Premise 2: The structural parallel: Set = a power claiming sovereignty through violence and usurpation against the divinely-appointed heir (Horus = the rightful walīy/successor). The Divine Council ultimately confirms Horus as the legitimate heir — affirming the principle of divinely-designated succession against usurpation.
Premise 3: This is not presented as a claim that Egyptian religion is Islamic. The point is structural: the Egyptian tradition independently records a cosmic pattern (legitimate divine appointment vs. violent usurpation) that the Quran identifies as the fundamental haqq/bāṭil structure of history — because it is a real cosmic pattern, not a cultural invention.
Premise 1: Ibn ʿArabī (Fuṣūṣ al-Ḥikam, Faṣṣ of Adam): Adam is the supreme mazhar (locus of divine self-disclosure) — the being through whom Allah's ninety-nine names manifest most completely. This is the ontological ground of the khalīfa appointment: ʿallama Ādam al-asmāʾ kullahā (Q 2:31).
Premise 2: Iblis's refusal to bow is, in Ibn ʿArabī's analysis, a failure of kashf (spiritual unveiling): Iblis perceived only the clay (ṭīn) and could not perceive the divine names manifesting through the clay. He saw the form; he missed the divine reality within the form.
Premise 3: This is the deepest level of anā khayrun minhu: not merely arrogance but a failure of ontological perception. Iblis could see elemental origin (fire vs. clay) but could not see the tajallī — the divine self-disclosure — operating through Adam. The anti-walāya stance is therefore connected to a specific kind of spiritual blindness: the inability to perceive divine reality through its appointed locus.
Premise 1: Shariati (Insān va Islām, Hajj lectures on the jamarat): Iblis is not merely a theological figure but the architect of the first ideology — the systematic construction of a hierarchy based on self-generated superiority criteria. "Anā khayrun minhu" = the founding statement of all class ideology.
Premise 2: The Hajj ritual of stoning the jamarat (three pillars) re-enacts the rejection of this ideology at each of its three moments: the first temptation (refusal of the divine appointment), the second (claim of self-sufficiency), the third (establishment of the rival system). The pilgrim's stone is a formal theological rejection of the Iblisic criterion.

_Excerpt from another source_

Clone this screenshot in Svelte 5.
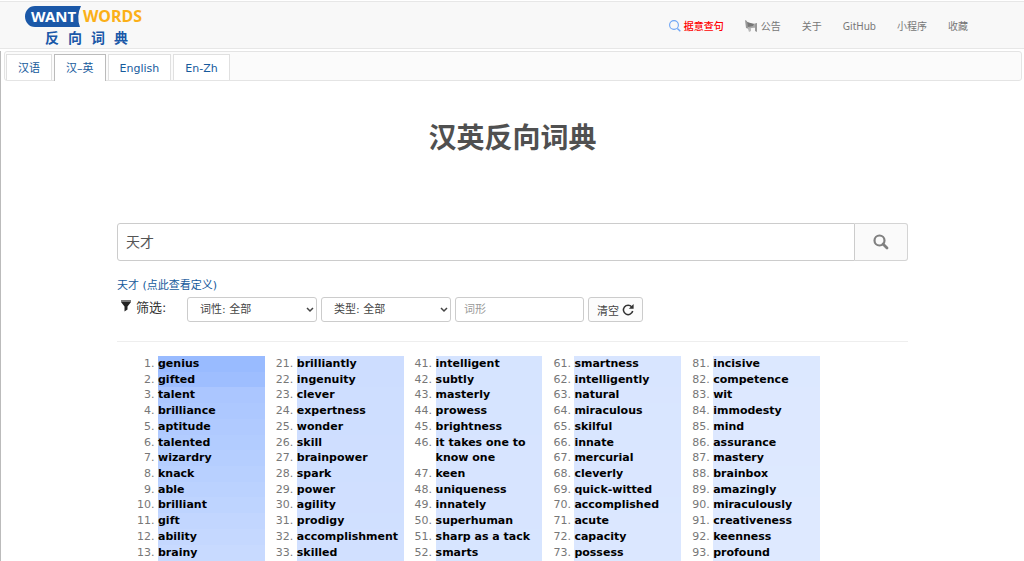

Premise 3: Shariati connects this to the social dimension: every system that claims a self-generated criterion of superiority (racial, class, technological) against the divine ordering of human dignity is repeating the Iblisic structure. The divine ordering is: all humans equal in their dignity as khalīfa of Allah (Q 17:70: wa-laqad karramnā banī Ādam).